At 1:05 P.M. the phone rang in Mona Gran’s office.
“Hi, Officer Jonas Borten here. I’m phoning from Greenland,” he said. Then he added, without a trace of humor, “The police department in the Greenland district of Oslo. I’m at work.”
“How can I help you?” asked Gran.
Borten didn’t reply for a moment, as if caught off guard by her willingness to help.
“I’m calling because I think I can help you,” he said finally.
“That sounds good. We could use some help.”
“It’s regarding the murder victim you found last night. I might have something for you.”
“Yes? What is it?” she said, trying to hide her impatience.
“We don’t have any new missing person reports that match your description, but something made me think about a case I worked on a few weeks back. I think it was the address that caught my attention. When I was a kid I lived in Bakkaunet, not far from Kuhaugen, so I know the area well. Ludvig Daaes Gate was on my way to school. And that’s one of the reasons why I remember the case. We got a missing person report about three weeks ago.
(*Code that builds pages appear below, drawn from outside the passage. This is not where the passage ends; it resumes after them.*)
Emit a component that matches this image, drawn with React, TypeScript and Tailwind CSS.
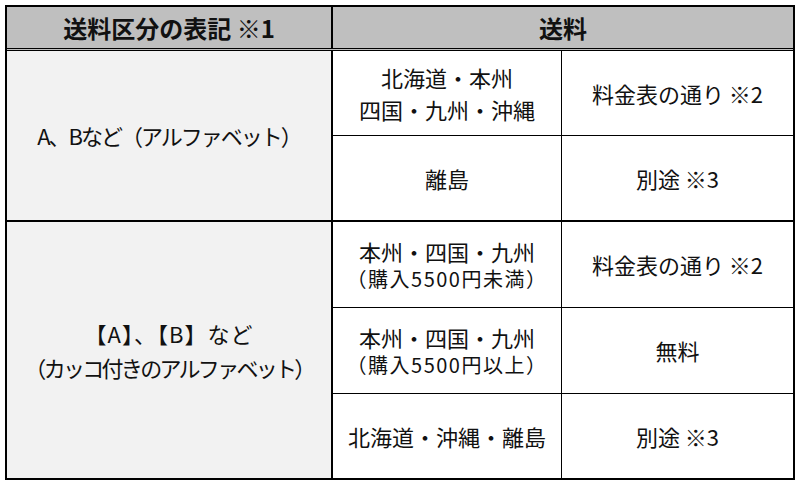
type Row = {
  area: React.ReactNode;
  fee: string;
  h: string;
  last?: boolean;
};

const group1: Row[] = [
  {
    area: (
      <div className="text-center leading-[32px]">
        <div>北海道・本州</div>
        <div>四国・九州・沖縄</div>
      </div>
    ),
    fee: "料金表の通り ※2",
    h: "h-[85px]",
  },
  { area: "離島", fee: "別途 ※3", h: "h-[84px]", last: true },
];

const group2: Row[] = [
  {
    area: (
      <div className="text-center leading-[27px]">
        <div>本州・四国・九州</div>
        <div className="text-[20px] tracking-[1.5px]">（購入5500円未満）</div>
      </div>
    ),
    fee: "料金表の通り ※2",
    h: "h-[86px]",
  },
  {
    area: (
      <div className="text-center leading-[27px]">
        <div>本州・四国・九州</div>
        <div className="text-[20px] tracking-[1.5px]">（購入5500円以上）</div>
      </div>
    ),
    fee: "無料",
    h: "h-[86px]",
  },
  { area: "北海道・沖縄・離島", fee: "別途 ※3", h: "h-[84px]", last: true },
];

function FeeRows({ rows }: { rows: Row[] }) {
  return (
    <div className="flex flex-1 flex-col">
      {rows.map((r, i) => (
        <div
          key={i}
          className={`flex ${r.h} ${r.last ? "" : "border-b border-black"}`}
        >
          <div className="flex w-[229px] items-center justify-center whitespace-nowrap border-r border-black">
            {r.area}
          </div>
          <div className="flex flex-1 items-center justify-center whitespace-nowrap">
            {r.fee}
          </div>
        </div>
      ))}
    </div>
  );
}

export default function App() {
  return (
    <div className="min-h-screen bg-white p-[5px] font-['Noto_Sans_CJK_JP','Noto_Sans_CJK_SC',sans-serif] text-[22px] text-[#111]">
      <div className="w-[790px] border-2 border-black">
        {/* header */}
        <div className="flex h-[44px] border-b-[3px] border-double border-black bg-[#bfbfbf] text-[24px] font-bold">
          <div className="flex w-[326px] items-center justify-center whitespace-nowrap border-r-2 border-black">
            送料区分の表記 ※1
          </div>
          <div className="flex flex-1 items-center justify-center">送料</div>
        </div>

        {/* alphabet */}
        <div className="flex border-b-2 border-black">
          <div className="flex w-[326px] items-center justify-center whitespace-nowrap border-r-2 border-black bg-[#f2f2f2] tracking-[-2px]">
            A、Bなど（アルファベット）
          </div>
          <FeeRows rows={group1} />
        </div>

        {/* bracketed alphabet */}
        <div className="flex">
          <div className="flex w-[326px] flex-col items-center justify-center whitespace-nowrap border-r-2 border-black bg-[#f2f2f2] leading-[34px]">
            <div className="tracking-[1px]">【A】、【B】など</div>
            <div className="tracking-[-2.7px]">（カッコ付きのアルファベット）</div>
          </div>
          <FeeRows rows={group2} />
        </div>
      </div>
    </div>
  );
}
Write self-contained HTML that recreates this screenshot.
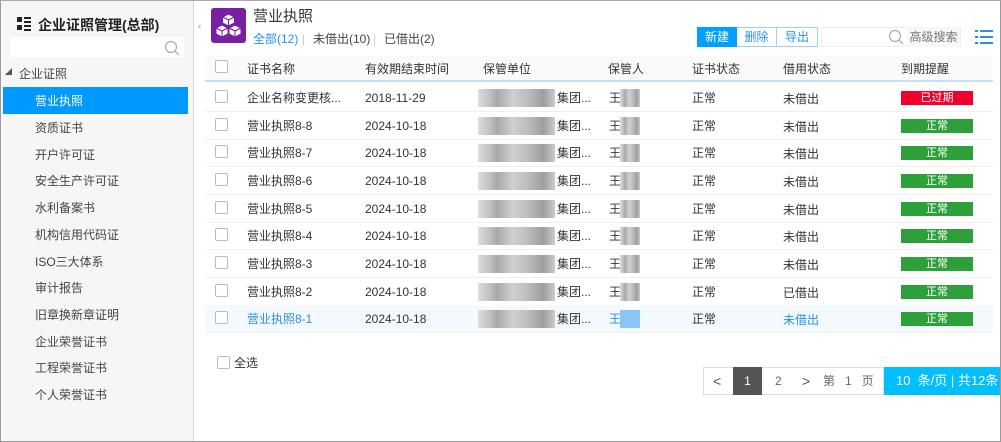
<!DOCTYPE html>
<html><head><meta charset="utf-8"><style>
*{margin:0;padding:0;box-sizing:border-box}
body{width:1001px;height:442px;overflow:hidden;background:#fff;font-family:"Liberation Sans","Noto Sans CJK SC",sans-serif;font-size:12px;color:#333;position:relative}
.a{position:absolute;white-space:nowrap;line-height:14px}
#frame{position:absolute;left:0;top:0;width:1001px;height:442px;border:1px solid #9a9a9a;border-top-color:#aaa;pointer-events:none}
#side{position:absolute;left:1px;top:1px;width:193px;height:440px;background:#f6f6f6;border-right:1px solid #d8d8d8}
.cb{position:absolute;width:13px;height:13px;border:1px solid #bbb;border-radius:2px;background:#fff}
.row{position:absolute;left:205px;width:788px;height:28px;border-bottom:1px solid #eef0f2}
.blur{position:absolute;height:18px;background:linear-gradient(90deg,#ddd 0,#c8c8c8 12%,#a8a8a8 25%,#d0d0d0 45%,#bcbcbc 65%,#9e9e9e 85%,#ccc 100%)}
.badge{position:absolute;left:696px;top:7px;width:72px;height:14px;background:#2ea03a;color:#fff;text-align:center;font-size:11px;line-height:14px}
.si{position:absolute;left:35px;color:#444;line-height:14px;white-space:nowrap}
</style></head><body>
<div id="side"></div>
<div class="a" style="left:17px;top:17px;width:14px;height:14px">
<div style="position:absolute;left:0;top:0;width:5px;height:5px;background:#222"></div>
<div style="position:absolute;left:0;top:8px;width:5px;height:5px;background:#222"></div>
<div style="position:absolute;left:7px;top:0;width:7px;height:2px;background:#222"></div>
<div style="position:absolute;left:7px;top:4px;width:7px;height:2px;background:#222"></div>
<div style="position:absolute;left:7px;top:8px;width:7px;height:2px;background:#222"></div>
<div style="position:absolute;left:7px;top:12px;width:7px;height:2px;background:#222"></div>
</div>
<div class="a" style="left:38px;top:17px;font-size:14px;line-height:16px;font-weight:bold;color:#222">企业证照管理(总部)</div>
<div class="a" style="left:10px;top:37px;width:174px;height:20px;background:#fff"></div>
<svg class="a" style="left:164px;top:40px" width="16" height="16"><circle cx="7" cy="7" r="5.5" fill="none" stroke="#aaa" stroke-width="1.2"/><line x1="11" y1="11" x2="15" y2="15" stroke="#aaa" stroke-width="1.2"/></svg>
<div class="a" style="left:5px;top:69px;font-size:7px;line-height:8px;color:#555">◢</div>
<div class="a" style="left:19px;top:67px;color:#444">企业证照</div>
<div class="a" style="left:3px;top:87px;width:185px;height:27px;background:#0099ff"></div>
<div class="a" style="left:35px;top:94px;color:#fff">营业执照</div>
<div class="si" style="top:121px">资质证书</div>
<div class="si" style="top:147.7px">开户许可证</div>
<div class="si" style="top:174.4px">安全生产许可证</div>
<div class="si" style="top:201.1px">水利备案书</div>
<div class="si" style="top:227.8px">机构信用代码证</div>
<div class="si" style="top:254.5px">ISO三大体系</div>
<div class="si" style="top:281.2px">审计报告</div>
<div class="si" style="top:307.9px">旧章换新章证明</div>
<div class="si" style="top:334.6px">企业荣誉证书</div>
<div class="si" style="top:361.3px">工程荣誉证书</div>
<div class="si" style="top:388px">个人荣誉证书</div>
<div class="a" style="left:198px;top:20px;color:#999;font-size:10px">‹</div>
<div class="a" style="left:211px;top:8px;width:35px;height:35px;background:#7b1fa2;border-radius:3px"></div>
<svg class="a" style="left:214px;top:11px" width="29" height="29" viewBox="0 0 29 29"><g fill="#fff" stroke="#7b1fa2" stroke-width="1"><path d="M14.5 3l6 3-6 3-6-3z"/><path d="M8.5 6l6 3v6l-6-3z"/><path d="M20.5 6l-6 3v6l6-3z"/><path d="M8 14l6 3-6 3-6-3z"/><path d="M2 17l6 3v6l-6-3z"/><path d="M14 17l-6 3v6l6-3z"/><path d="M21 14l6 3-6 3-6-3z"/><path d="M15 17l6 3v6l-6-3z"/><path d="M27 17l-6 3v6l6-3z"/></g></svg>
<div class="a" style="left:253px;top:8px;font-size:15px;line-height:18px;color:#333">营业执照</div>
<div class="a" style="left:253px;top:32px;color:#1e90ff">全部(12)</div>
<div class="a" style="left:302px;top:32px;color:#ccc">|</div>
<div class="a" style="left:313px;top:32px;color:#444">未借出(10)</div>
<div class="a" style="left:373px;top:32px;color:#ccc">|</div>
<div class="a" style="left:384px;top:32px;color:#444">已借出(2)</div>
<div class="a" style="left:697px;top:27px;width:121px;height:20px;border:1px solid #9ccff5"></div>
<div class="a" style="left:697px;top:27px;width:40px;height:20px;background:#00a0ff;color:#fff;text-align:center;line-height:20px">新建</div>
<div class="a" style="left:737px;top:27px;width:40px;height:20px;color:#2a8fe8;text-align:center;line-height:20px;border-right:1px solid #9ccff5">删除</div>
<div class="a" style="left:777px;top:27px;width:40px;height:20px;color:#2a8fe8;text-align:center;line-height:20px">导出</div>
<div class="a" style="left:821px;top:27px;width:140px;height:20px;background:#fff;border:1px solid #eee"></div>
<svg class="a" style="left:888px;top:29px" width="16" height="16"><circle cx="7" cy="7" r="5.5" fill="none" stroke="#aaa" stroke-width="1.2"/><line x1="11" y1="11" x2="15" y2="15" stroke="#aaa" stroke-width="1.2"/></svg>
<div class="a" style="left:907px;top:27px;width:53px;height:20px;background:#f7f7f7;color:#777;text-align:center;line-height:20px">高级搜索</div>
<svg class="a" style="left:975px;top:30px" width="18" height="14"><g fill="#2a8fe8"><rect x="0" y="0" width="3" height="2"/><rect x="5" y="0" width="13" height="2"/><rect x="0" y="6" width="3" height="2"/><rect x="5" y="6" width="13" height="2"/><rect x="0" y="12" width="3" height="2"/><rect x="5" y="12" width="13" height="2"/></g></svg>
<div class="a" style="left:205px;top:56px;width:788px;height:26px;background:#fafafa;border-bottom:2px solid #bfe0f7"></div>
<div class="cb" style="left:215px;top:60px"></div>
<div class="a" style="left:247px;top:62px">证书名称</div>
<div class="a" style="left:365px;top:62px">有效期结束时间</div>
<div class="a" style="left:483px;top:62px">保管单位</div>
<div class="a" style="left:608px;top:62px">保管人</div>
<div class="a" style="left:692px;top:62px">证书状态</div>
<div class="a" style="left:783px;top:62px">借用状态</div>
<div class="a" style="left:901px;top:62px">到期提醒</div>

<div class="row" style="top:84px"><div class="cb" style="left:10px;top:6px"></div><div class="a" style="left:42px;top:7px">企业名称变更核...</div><div class="a" style="left:160px;top:7px">2018-11-29</div><div class="blur" style="left:273px;top:5px;width:77px"></div><div class="a" style="left:352px;top:7px">集团...</div><div class="a" style="left:404px;top:7px">王</div><div class="blur" style="left:415px;top:5px;width:20px"></div><div class="a" style="left:487px;top:7px">正常</div><div class="a" style="left:578px;top:8px">未借出</div><div class="badge" style="background:#f0002a">已过期</div></div>
<div class="row" style="top:112px"><div class="cb" style="left:10px;top:6px"></div><div class="a" style="left:42px;top:7px">营业执照8-8</div><div class="a" style="left:160px;top:7px">2024-10-18</div><div class="blur" style="left:273px;top:5px;width:77px"></div><div class="a" style="left:352px;top:7px">集团...</div><div class="a" style="left:404px;top:7px">王</div><div class="blur" style="left:415px;top:5px;width:20px"></div><div class="a" style="left:487px;top:7px">正常</div><div class="a" style="left:578px;top:8px">未借出</div><div class="badge">正常</div></div>
<div class="row" style="top:139px"><div class="cb" style="left:10px;top:6px"></div><div class="a" style="left:42px;top:7px">营业执照8-7</div><div class="a" style="left:160px;top:7px">2024-10-18</div><div class="blur" style="left:273px;top:5px;width:77px"></div><div class="a" style="left:352px;top:7px">集团...</div><div class="a" style="left:404px;top:7px">王</div><div class="blur" style="left:415px;top:5px;width:20px"></div><div class="a" style="left:487px;top:7px">正常</div><div class="a" style="left:578px;top:8px">未借出</div><div class="badge">正常</div></div>
<div class="row" style="top:167px"><div class="cb" style="left:10px;top:6px"></div><div class="a" style="left:42px;top:7px">营业执照8-6</div><div class="a" style="left:160px;top:7px">2024-10-18</div><div class="blur" style="left:273px;top:5px;width:77px"></div><div class="a" style="left:352px;top:7px">集团...</div><div class="a" style="left:404px;top:7px">王</div><div class="blur" style="left:415px;top:5px;width:20px"></div><div class="a" style="left:487px;top:7px">正常</div><div class="a" style="left:578px;top:8px">未借出</div><div class="badge">正常</div></div>
<div class="row" style="top:195px"><div class="cb" style="left:10px;top:6px"></div><div class="a" style="left:42px;top:7px">营业执照8-5</div><div class="a" style="left:160px;top:7px">2024-10-18</div><div class="blur" style="left:273px;top:5px;width:77px"></div><div class="a" style="left:352px;top:7px">集团...</div><div class="a" style="left:404px;top:7px">王</div><div class="blur" style="left:415px;top:5px;width:20px"></div><div class="a" style="left:487px;top:7px">正常</div><div class="a" style="left:578px;top:8px">未借出</div><div class="badge">正常</div></div>
<div class="row" style="top:222px"><div class="cb" style="left:10px;top:6px"></div><div class="a" style="left:42px;top:7px">营业执照8-4</div><div class="a" style="left:160px;top:7px">2024-10-18</div><div class="blur" style="left:273px;top:5px;width:77px"></div><div class="a" style="left:352px;top:7px">集团...</div><div class="a" style="left:404px;top:7px">王</div><div class="blur" style="left:415px;top:5px;width:20px"></div><div class="a" style="left:487px;top:7px">正常</div><div class="a" style="left:578px;top:8px">未借出</div><div class="badge">正常</div></div>
<div class="row" style="top:250px"><div class="cb" style="left:10px;top:6px"></div><div class="a" style="left:42px;top:7px">营业执照8-3</div><div class="a" style="left:160px;top:7px">2024-10-18</div><div class="blur" style="left:273px;top:5px;width:77px"></div><div class="a" style="left:352px;top:7px">集团...</div><div class="a" style="left:404px;top:7px">王</div><div class="blur" style="left:415px;top:5px;width:20px"></div><div class="a" style="left:487px;top:7px">正常</div><div class="a" style="left:578px;top:8px">未借出</div><div class="badge">正常</div></div>
<div class="row" style="top:278px"><div class="cb" style="left:10px;top:6px"></div><div class="a" style="left:42px;top:7px">营业执照8-2</div><div class="a" style="left:160px;top:7px">2024-10-18</div><div class="blur" style="left:273px;top:5px;width:77px"></div><div class="a" style="left:352px;top:7px">集团...</div><div class="a" style="left:404px;top:7px">王</div><div class="blur" style="left:415px;top:5px;width:20px"></div><div class="a" style="left:487px;top:7px">正常</div><div class="a" style="left:578px;top:8px">已借出</div><div class="badge">正常</div></div>
<div class="row" style="top:305px;background:#f3f9fd"><div class="cb" style="left:10px;top:6px"></div><div class="a" style="left:42px;top:7px;color:#2a8fe8">营业执照8-1</div><div class="a" style="left:160px;top:7px">2024-10-18</div><div class="blur" style="left:273px;top:5px;width:77px"></div><div class="a" style="left:352px;top:7px">集团...</div><div class="a" style="left:404px;top:7px;color:#2a8fe8">王</div><div class="blur" style="left:415px;top:5px;width:20px;background:#8cc4f5"></div><div class="a" style="left:487px;top:7px">正常</div><div class="a" style="left:578px;top:8px;color:#2a8fe8">未借出</div><div class="badge">正常</div></div>

<div class="cb" style="left:217px;top:356px"></div>
<div class="a" style="left:234px;top:356px">全选</div>
<div class="a" style="left:703px;top:367px;width:181px;height:28px;border:1px solid #ddd;background:#fff"></div>
<div class="a" style="left:713px;top:374px;font-size:14px;color:#555">&lt;</div>
<div class="a" style="left:733px;top:367px;width:29px;height:28px;background:#555;color:#fff;text-align:center;line-height:28px">1</div>
<div class="a" style="left:775px;top:374px;color:#666">2</div>
<div class="a" style="left:802px;top:374px;font-size:14px;color:#555">&gt;</div>
<div class="a" style="left:823px;top:374px;color:#666">第&nbsp;&nbsp;&nbsp;1&nbsp;&nbsp;&nbsp;页</div>
<div class="a" style="left:884px;top:367px;width:116px;height:28px;background:#00bfff;color:#fff;line-height:28px;padding-left:12px;font-size:13px">10&nbsp;&nbsp;条/页 | 共12条</div>
<div id="frame"></div>
</body></html>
A woman from Oslo. She shared an apartment with another woman, who filed the report. But after only twenty-four hours, the missing woman called her friend from the train station in Trondheim and said she was on her way to meet a former lover who had moved there. We dropped the case, but just to make sure, I did a search on this lover of hers. He lived not far from Kuhaugen, and it turned out that the purportedly missing woman had previously filed a police report charging him with domestic violence. A stabbing. I didn’t give any more thought to the matter. Just another thoughtless young woman going back to her abusive lover, and there was nothing we could do about that. But then I hear about this homicide, and it happens close to the place where her lover lives, and there’s a knife involved, and the description fits the woman, so I thought that—”
“The description also fits about ten thousand other Norwegian women of the same age,” Gran said, interrupting. “But we can’t leave any stone unturned. Do you have a photo of this woman?”
“Yes, that’s exactly what I have. Of course, this could just be a shot in the dark, but that’s what happens so often. We shoot and shoot until we finally hit the mark. Give me your e-mail address, and I’ll send over the picture right now.”
She gave him the address.
Then she put down the phone.
Two minutes later she clicked on the e-mail that he’d sent. A picture popped up on her screen. It showed a smiling young woman wearing a little too much makeup.
“Jabba the Hutt,” Gran muttered to herself. “It’s her.”